About 10 a.m. on May 2, 1863, Confederate General Thomas J. "Stonewall" Jackson's flanking column approached this then-cleared ridge on the Furnace Road. Union infantrymen perched in trees at Hazel Grove, three-quarters of a mile to the northwest, spotted the Confederates. Federal artillery opened fire, compelling Jackson's troops to hurry past this exposed spot. The general ordered his artillery and wagon trains to take a safer road, further south.
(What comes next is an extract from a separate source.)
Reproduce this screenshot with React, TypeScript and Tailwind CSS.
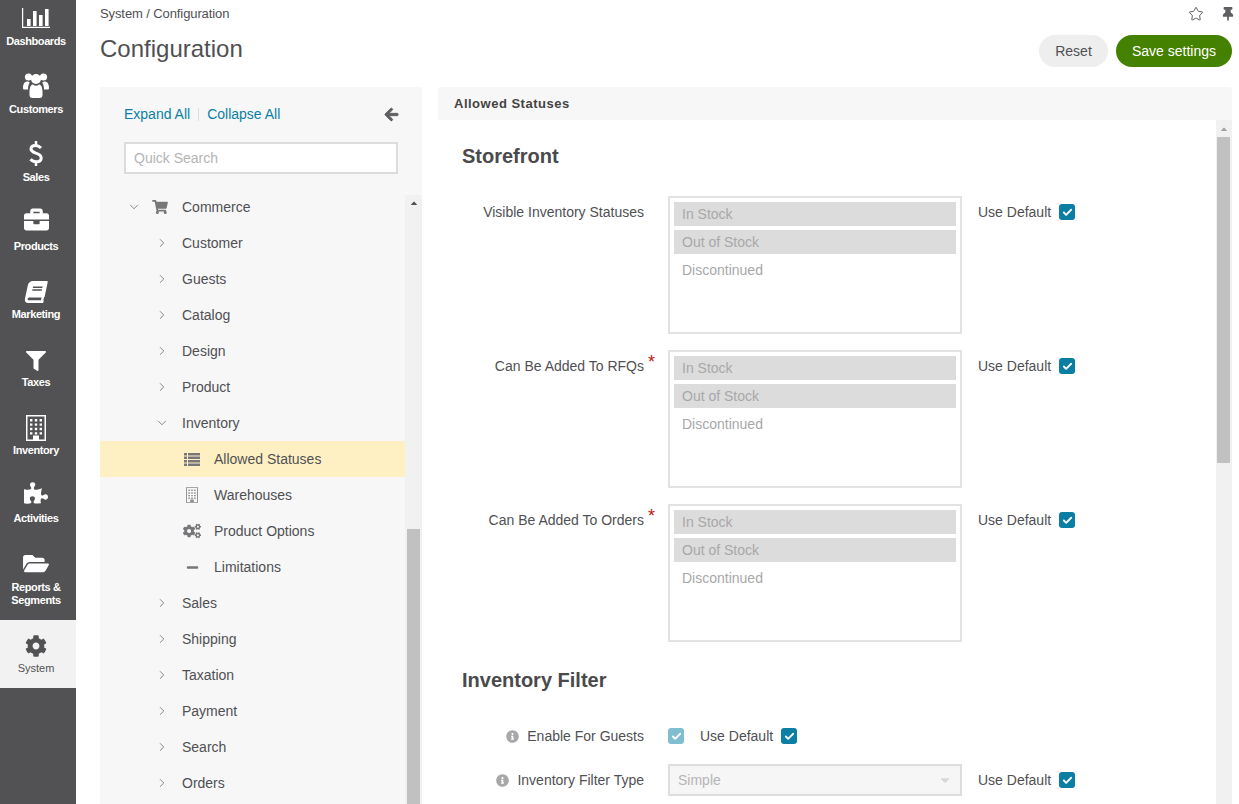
import { ChevronDown, ChevronRight, Check, Star } from "lucide-react";
import {
  FaBriefcase,
  FaBook,
  FaFilter,
  FaPuzzlePiece,
  FaFolderOpen,
  FaCog,
  FaCogs,
  FaShoppingCart,
  FaArrowLeft,
  FaThumbtack,
  FaInfoCircle,
  FaMinus,
  FaCaretUp,
  FaCaretDown,
} from "react-icons/fa";

const ChartIcon = ({ className }: { className?: string }) => (
  <svg viewBox="0 0 28 20" className={className} fill="currentColor">
    <path d="M0 0h1.2v18.8H28V20H0z" />
    <path d="M5 11h3.6v7H5zM11 3h3.6v15H11zM17 7h3.6v11H17zM23 1h3.6v17H23z" />
  </svg>
);

const UsersIcon = ({ className }: { className?: string }) => (
  <svg viewBox="0 0 26 26" className={className} fill="currentColor">
    <circle cx="5.5" cy="5" r="3.6" />
    <circle cx="20.5" cy="5" r="3.6" />
    <circle cx="13" cy="7" r="5" />
    <path d="M0 16c0-4 1.5-6.5 4.5-6.5 1 0 1.6.4 2.2.9C5.6 12.2 5 14.3 5 17.5H1.5C.5 17.5 0 17 0 16z" />
    <path d="M26 16c0-4-1.500-6.500-4.500-6.500-1 0-1.600.4-2.200.9 1.100 1.800 1.700 3.900 1.700 7.100h3.500c1 0 1.500-.5 1.500-1.500z" />
    <path d="M6.500 20c0-5 1.500-7.500 3.500-7.500 1 .8 2 1.200 3 1.200s2-.4 3-1.200c2 0 3.500 2.500 3.500 7.500v3c0 1.800-1 3-3 3H9.500c-2 0-3-1.200-3-3z" />
  </svg>
);

const DollarIcon = ({ className }: { className?: string }) => (
  <svg viewBox="0 0 14 25" className={className} fill="none" stroke="currentColor">
    <path
      strokeWidth="3"
      d="M12 7C10 5 8 4.500 6.500 4.500 3.500 4.500 2 6 2 8c0 2.500 2.500 3.300 5 4.200 3 1 5.200 2.100 5.200 4.800 0 2.500-2.200 3.800-4.900 3.800-2.300 0-4.300-.8-5.800-2.500"
    />
    <path strokeWidth="2.500" d="M7 0v4M7 21v4" />
  </svg>
);

const BuildingIcon = ({ className }: { className?: string }) => (
  <svg viewBox="0 0 20 26" className={className} fill="currentColor">
    <path fillRule="evenodd" d="M0 0h20v26H0zM1.500 1.500v23h5.500v-4h6v4h5.500v-23z" />
    <path d="M4 4h2.400v2.400H4zM8.800 4h2.400v2.400H8.800zM13.600 4H16v2.400h-2.400zM4 8.400h2.400v2.400H4zM8.800 8.400h2.400v2.400H8.800zM13.600 8.400H16v2.400h-2.400zM4 12.800h2.400v2.400H4zM8.800 12.800h2.400v2.400H8.800zM13.600 12.800H16v2.400h-2.400zM4 17.200h2.400v2.400H4zM8.800 17.200h2.400v2.400H8.800zM13.600 17.200H16v2.400h-2.400z" />
  </svg>
);

const ListIcon = ({ className }: { className?: string }) => (
  <svg viewBox="0 0 16 13" className={className} fill="currentColor">
    <path d="M0 0h3v2.500H0zM4 0h12v2.500H4zM0 3.500h3V6H0zM4 3.500h12V6H4zM0 7h3v2.500H0zM4 7h12v2.500H4zM0 10.500h3V13H0zM4 10.500h12V13H4z" />
  </svg>
);

const NAV_ITEMS = [
  { label: "Dashboards", gap: "mb-[6px]", icon: <ChartIcon className="w-[28px] h-[20px]" /> },
  { label: "Customers", gap: "mb-[4px]", icon: <UsersIcon className="w-[26px] h-[26px]" /> },
  { label: "Sales", gap: "mb-[4px]", icon: <DollarIcon className="w-[14px] h-[25px]" /> },
  { label: "Products", gap: "mb-[7px]", icon: <FaBriefcase className="w-[25px] h-[25px]" /> },
  { label: "Marketing", gap: "mb-[4px]", icon: <FaBook className="w-[22px] h-[22px] -skew-x-12" /> },
  { label: "Taxes", gap: "mb-[3px]", icon: <FaFilter className="w-[20px] h-[22px]" /> },
  { label: "Inventory", gap: "mb-[2px]", icon: <BuildingIcon className="w-[20px] h-[26px]" /> },
  { label: "Activities", gap: "mb-[6px]", icon: <FaPuzzlePiece className="w-[24px] h-[24px]" /> },
];

function Sidebar() {
  return (
    <nav className="w-[76px] shrink-0 bg-[#525254] text-white overflow-hidden">
      <div className="-mt-[13.2px]">
        {NAV_ITEMS.map((item) => (
          <div key={item.label} className="h-[68.2px] pr-[4px] flex flex-col items-center justify-end pb-[7px]">
            <div className={`flex items-end justify-center ${item.gap}`}>{item.icon}</div>
            <span className="text-[11px] leading-[14px] font-bold tracking-[-0.4px]">{item.label}</span>
          </div>
        ))}
        <div className="h-[87.6px] pr-[4px] pt-[20px] flex flex-col items-center">
          <FaFolderOpen className="w-[26px] h-[23px]" />
          <span className="text-[11px] leading-[13px] font-bold tracking-[-0.4px] text-center mt-[6px]">
            Reports &amp;
            <br />
            Segments
          </span>
        </div>
      </div>
      <div className="h-[68px] pr-[4px] bg-[#f2f2f2] text-[#525254] flex flex-col items-center pt-[15px]">
        <FaCog className="w-[22px] h-[22px]" />
        <span className="text-[11px] leading-[14px] mt-[4px]">System</span>
      </div>
    </nav>
  );
}

type TreeRow = { label: string; open?: boolean };

const TOP_ROWS: TreeRow[] = [
  { label: "Customer" },
  { label: "Guests" },
  { label: "Catalog" },
  { label: "Design" },
  { label: "Product" },
];

const BOTTOM_ROWS: TreeRow[] = [
  { label: "Sales" },
  { label: "Shipping" },
  { label: "Taxation" },
  { label: "Payment" },
  { label: "Search" },
  { label: "Orders" },
];

const LEAF_ROWS = [
  { label: "Allowed Statuses", icon: <ListIcon className="w-[16px] h-[13px]" />, active: true },
  { label: "Warehouses", icon: <BuildingIcon className="w-[12px] h-[16px] text-[#8c8c8e]" /> },
  { label: "Product Options", icon: <FaCogs className="w-[18px] h-[16px]" /> },
  { label: "Limitations", icon: <FaMinus className="w-[13px] h-[13px]" /> },
];

function Branch({ label, open }: TreeRow) {
  const Chevron = open ? ChevronDown : ChevronRight;
  return (
    <div className="h-[36px] flex items-center">
      <Chevron className="w-[14px] h-[14px] ml-[55px] mr-[13px] text-[#77777a]" strokeWidth={1.5} />
      <span>{label}</span>
    </div>
  );
}

function TreePanel() {
  return (
    <aside className="w-[322px] shrink-0 bg-[#f7f7f7] flex flex-col min-h-0">
      <div className="px-[24px] pt-[19px] h-[108px] shrink-0">
        <div className="flex items-center text-[#0b80a3] leading-[16px]">
          <span>Expand All</span>
          <span className="w-px h-[13px] bg-[#dddddd] mx-[8px]" />
          <span>Collapse All</span>
          <FaArrowLeft
            className="ml-auto mr-[-1px] w-[15px] h-[15px] text-[#5f5f62]"
            stroke="currentColor"
            strokeWidth={30}
          />
        </div>
        <div className="mt-[20px] w-[274px] h-[32px] border-2 border-[#dcdcdc] bg-white flex items-center px-[8px] text-[#b5b5b5]">
          Quick Search
        </div>
      </div>
      <div className="flex flex-1 min-h-0 overflow-hidden">
        <div className="w-[305px] shrink-0 -mt-[6px]">
          <div className="h-[36px] flex items-center">
            <ChevronDown className="w-[14px] h-[14px] ml-[27px] mr-[11px] text-[#77777a]" strokeWidth={1.5} />
            <FaShoppingCart className="w-[16px] h-[14px] text-[#77777a] mr-[14px]" />
            <span>Commerce</span>
          </div>
          {TOP_ROWS.map((row) => (
            <Branch key={row.label} {...row} />
          ))}
          <Branch label="Inventory" open />
          {LEAF_ROWS.map((row) => (
            <div
              key={row.label}
              className={`h-[36px] flex items-center ${row.active ? "bg-[#fff0c4]" : ""}`}
            >
              <span className="w-[114px] pl-[83px] shrink-0 text-[#77777a]">
                <span className="w-[18px] flex justify-center">{row.icon}</span>
              </span>
              <span>{row.label}</span>
            </div>
          ))}
          {BOTTOM_ROWS.map((row) => (
            <Branch key={row.label} {...row} />
          ))}
        </div>
        <div className="w-[17px] shrink-0 bg-[#f1f1f1] flex flex-col px-[2px]">
          <FaCaretUp className="w-[10px] h-[10px] mx-auto mt-[3px] text-[#505050]" />
          <div className="mt-[321px] flex-1 bg-[#c1c1c1]" />
        </div>
      </div>
    </aside>
  );
}

function Checkbox({ light }: { light?: boolean }) {
  return (
    <span
      className={`w-[16px] h-[16px] rounded-[3px] flex items-center justify-center text-white ${
        light ? "bg-[#80bdd0]" : "bg-[#0b7ea3]"
      }`}
    >
      <Check className="w-[11px] h-[11px]" strokeWidth={4} />
    </span>
  );
}

function UseDefault() {
  return (
    <div className="flex items-center gap-[8px]">
      <span>Use Default</span>
      <Checkbox />
    </div>
  );
}

function StatusRow({ label, required }: { label: string; required?: boolean }) {
  return (
    <div className="flex mb-[16px]">
      <div className="w-[182px] shrink-0 text-right pt-[8px] leading-[16px] relative">
        {label}
        {required && (
          <span className="absolute right-[-11px] top-[3px] text-[#c0180c] text-[18px] leading-[18px]">*</span>
        )}
      </div>
      <div className="ml-[24px] w-[294px] h-[138px] border-2 border-[#e2e2e2] p-[4px] text-[#a8a8a8] shrink-0">
        <div className="h-[24px] mb-[4px] bg-[#dcdcdc] px-[8px] leading-[24px]">In Stock</div>
        <div className="h-[24px] mb-[4px] bg-[#dcdcdc] px-[8px] leading-[24px]">Out of Stock</div>
        <div className="h-[24px] px-[8px] leading-[24px]">Discontinued</div>
      </div>
      <div className="ml-[16px] pt-[8px] leading-[16px]">
        <UseDefault />
      </div>
    </div>
  );
}

function FormPanel() {
  return (
    <section className="w-[794px] shrink-0 flex flex-col min-h-0">
      <div className="h-[33px] shrink-0 bg-[#f7f7f7] rounded-t-[3px] px-[16px] flex items-center font-bold text-[13px] text-[#444444] tracking-[0.5px]">
        Allowed Statuses
      </div>
      <div className="flex flex-1 min-h-0">
        <div className="flex-1 pl-[24px] overflow-hidden">
          <h2 className="text-[20px] leading-[24px] font-bold mt-[24px] mb-[28px] text-[#4a4a4c]">Storefront</h2>
          <StatusRow label="Visible Inventory Statuses" />
          <StatusRow label="Can Be Added To RFQs" required />
          <StatusRow label="Can Be Added To Orders" required />
          <h2 className="text-[20px] leading-[24px] font-bold mt-[26px] mb-[36px] text-[#4a4a4c]">Inventory Filter</h2>
          <div className="flex items-center h-[16px] mb-[20px]">
            <div className="w-[182px] shrink-0 flex justify-end items-center gap-[8px]">
              <FaInfoCircle className="w-[13px] h-[13px] text-[#a8a8a8]" />
              <span>Enable For Guests</span>
            </div>
            <div className="ml-[24px]">
              <Checkbox light />
            </div>
            <div className="ml-[16px]">
              <UseDefault />
            </div>
          </div>
          <div className="flex items-center h-[32px]">
            <div className="w-[182px] shrink-0 flex justify-end items-center gap-[8px]">
              <FaInfoCircle className="w-[13px] h-[13px] text-[#a8a8a8]" />
              <span>Inventory Filter Type</span>
            </div>
            <div className="ml-[24px] w-[294px] h-[32px] border-2 border-[#dedede] bg-[#f6f6f6] flex items-center justify-between pl-[8px] pr-[8px] text-[#b5b5b5] shrink-0">
              <span>Simple</span>
              <FaCaretDown className="w-[14px] h-[14px] text-[#d8d8d8]" />
            </div>
            <div className="ml-[16px]">
              <UseDefault />
            </div>
          </div>
        </div>
        <div className="w-[16px] shrink-0 bg-[#f1f1f1] flex flex-col pl-px">
          <FaCaretUp className="w-[10px] h-[10px] ml-[2px] mt-[4px] text-[#a3a3a3]" />
          <div className="mt-[3px] w-[13px] h-[326px] bg-[#c1c1c1]" />
        </div>
      </div>
    </section>
  );
}

export default function App() {
  return (
    <div className="w-[1239px] h-[804px] flex overflow-hidden bg-white text-[14px] text-[#505054] [font-family:'Liberation_Sans',Arial,sans-serif]">
      <Sidebar />
      <main className="flex-1 min-w-0 pl-[24px] pr-[7px] flex flex-col">
        <header className="h-[87px] shrink-0 relative">
          <div className="pt-[6px] text-[13px] leading-[15px] tracking-[-0.1px]">System / Configuration</div>
          <h1 className="text-[24px] leading-[28px] mt-[14px] text-[#505054]">Configuration</h1>
          <div className="absolute right-[-3px] top-[6px] flex items-center gap-[17px]">
            <Star className="w-[16px] h-[16px] text-[#5f5f62]" strokeWidth={1.5} />
            <FaThumbtack className="w-[14px] h-[14px] text-[#5f5f62]" />
          </div>
          <div className="absolute right-0 top-[35px] flex gap-[8px]">
            <div className="w-[69px] h-[32px] rounded-full bg-[#eeeeee] flex items-center justify-center">Reset</div>
            <div className="w-[116px] h-[32px] rounded-full bg-[#458100] text-white flex items-center justify-center">
              Save settings
            </div>
          </div>
        </header>
        <div className="flex flex-1 min-h-0 gap-[16px]">
          <TreePanel />
          <FormPanel />
        </div>
      </main>
    </div>
  );
}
The harassing Union fire did little to disrupt Jackson's column. Had you been here that day, you would have seen a much narrower road packed with troops four abreast moving steadily at a slow tramp. For six hours a continuous stream of soldiers moved by. The passage here alerted the Federals to Jackson's movement but not to his destination. They would soon respond in more substantial form - at Catharine Furnace, a half-mile to the west.
The men had been in winter quarters and had accumulated much...to carry, but the day was a warm one.... Many of these poor fellows...jerked off their knapsacks or bundles, hastily selected a few precious things and abandoning their cherished possessions ran on to resume their places.
Lieutenant Frederick Colston, Confederate staff officer.
By this point, Jackson's men had covered only two of the twelve miles they would march that day. When the head of the column reached here, the rear of the column had not yet started to march.